In that year, I was responsible for the St Johnston and Carrigans Newsletter and for providing informal and formal computer training. These roles created a context in which people could approach me and provide essential information.

Gradually the thought that some medium through which this knowledge was communicated to the wider community needed to be established took hold of me. Was it going to be a book or a website? I settled on the latter as I knew that a website by nature would be fluid and malleable and could be continually improved on.

I attended the AGM of St Johnston and Carrigans Family Resource Centre in 2004 and became a member of the Management Committee with a view to volunteering my time to accomplish my goals pertaining to St Johnston and Carrigans history. Shortly after that, I formed the informal St Johnston and Carrigans Heritage Group. I left the committee to commence employment as IT Worker in the centre. This role enabled me to carry on my work of collecting information about the past. I spent a considerable amount of time scanning and copying photographs from times gone by both in my job and outside my job in a voluntary capacity.
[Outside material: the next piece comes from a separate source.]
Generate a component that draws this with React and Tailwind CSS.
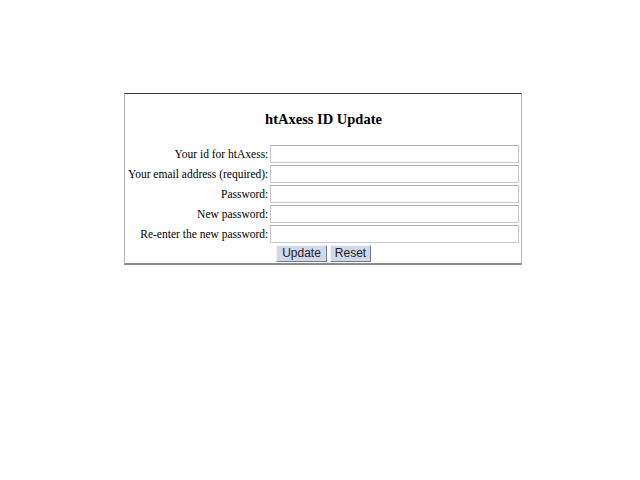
import React from 'react';

const fields = [
  'Your id for htAxess:',
  'Your email address (required):',
  'Password:',
  'New password:',
  'Re-enter the new password:',
];

const App = () => {
  return (
    <div className="w-[640px] h-[480px] bg-white pt-[93px] font-['Liberation_Serif',serif] text-black">
      <div className="ml-[124px] w-[398px] border-t border-t-[#3c3c3c] border-x border-x-[#b4b4b4] border-b-2 border-b-[#8c8c8c] bg-white pl-[3px] pr-[2px] pt-[16px] pb-[1px]">
        <h1 className="text-center text-[14.5px] font-bold leading-[18px] mb-[17px]">htAxess ID Update</h1>
        <div className="grid grid-cols-[auto_1fr] gap-x-[2px] gap-y-[2px] items-center">
          {fields.map((label) => (
            <React.Fragment key={label}>
              <label className="text-right text-[11.5px] leading-[18px] whitespace-nowrap">{label}</label>
              <input
                type={label.includes('assword') ? 'password' : 'text'}
                className="h-[18px] w-full border border-[#c8c8c8] border-t-[#b0b0b0] bg-white outline-none"
              />
            </React.Fragment>
          ))}
        </div>
        <div className="flex justify-center gap-[3px] mt-[2px] font-['Liberation_Sans',sans-serif] text-[12px]">
          <button className="h-[17px] w-[51px] leading-[15px] border border-[#f0f4fa] border-b-[#6e7a8c] border-r-[#6e7a8c] bg-[#cfd9ea] text-[#222]">Update</button>
          <button className="h-[17px] w-[41px] leading-[15px] border border-[#f0f4fa] border-b-[#6e7a8c] border-r-[#6e7a8c] bg-[#cfd9ea] text-[#222]">Reset</button>
        </div>
      </div>
    </div>
  );
};

export default App;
My work was exhibited during the Beltaine Festival in the Centre in 2005 and the first practical though slightly faltering steps towards creating a website for the area were taken. Through the years when I compiled and edited the newsletter and the St Johnston and Carrigans community notes, I frequently invited further information and drew attention to the website. The website www.stjohnstonandcarrigans.com went online in September 2005 and has been revised slowly but surely since then and enhanced. The revamped website went live in February 2011.

I wish to thank the Centre, staff and users and visitors. The Resource Centre funds the presence of the website on the internet and I am grateful to be able to volunteer for the centre to look after the website. The website has a special page to thank every one of the contributors and people who assisted me with information and photographs. Without the outstanding help I have received, none of this would have been possible. Thanks again everyone.